La partie n’est toutefois pas encore totalement gagnée. Premier problème: le projet de la future station spatiale est encore tenu secret. Officiellement, les autorités nient même que sa construction fasse partie de ses priorités. Les astronomes genevois ont eux-mêmes de la peine à obtenir certaines informations techniques sur l’engin qui sont indispensables au développement de leur détecteur. Autre souci: certains éléments électroniques contenus dans POLAR sont hautement sensibles, du point de vue du transfert de technologie classée «spatial», et risquent d’être soumis à des restrictions à l’exportation vers la Chine. Finalement, ayant appris l’intérêt des Asiatiques pour POLAR, l’Agence spatiale européenne (ESA) semble être tentée de faire revenir les chercheurs genevois dans son giron en leur trouvant un peu plus rapidement que prévu initialement des vols sur un de leur lanceur et une place sur un satellite. Une solution de repli que Nicolas Produit et ses collègues ne rejettent pas. Sait-on jamais?

ISDC 
Agence spatiale chinoise 
Institut de physique des hautes énergies à Pékin 

Le programme spatial chinois en dates

1956 Début du programme spatial de la République populaire de Chine, concentré sur le déve-loppement de missiles balistiques avec l’aide de l’URSS.
1964 Lancement du premier missile Dongfeng
1970 Lancement du premier satellite Dong Fang Hong I avec une fusée Longue Marche, basée sur la même technologe que le Dongfeng
1985 Début d’un programme de lancement commercial avec des fusées Longue Marche.
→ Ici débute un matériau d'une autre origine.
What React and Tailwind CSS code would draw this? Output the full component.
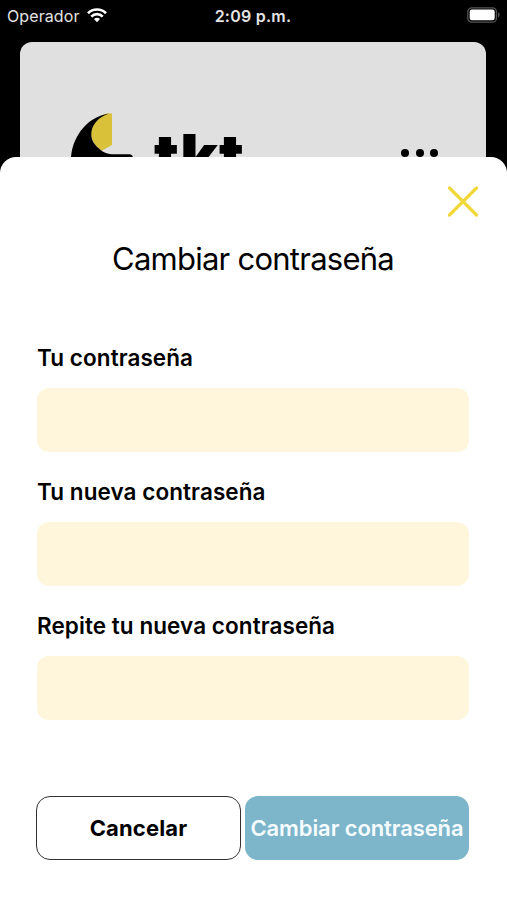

Plus de 30 satellites étrangers, européens et asiatiques, sont placés en orbite.
1999 Lancement d’un premier lanceur habitable vide Shenzhou 1
2001 Lancement de Shenzhou 2 avec à son bord des animaux.
2002 Lancement de Shenzhou 3 et 4 avec des mannequins.
2003 Lancement de Shenzhou 5 avec à son bord Yang Liwei, qui est resté durant 21 heures dans l’espace, faisant de la Chine la troisième Nation à avoir envoyé un homme en orbite.
2004 Annonce du lancement du projet d’exploration lunaire qui pourrait culminer avec une mission habitée vers 2020.
2007 Première photo de la surface de la Lune prise avec le satellite Chang’e 1 actuellement en orbite autour de l’astre.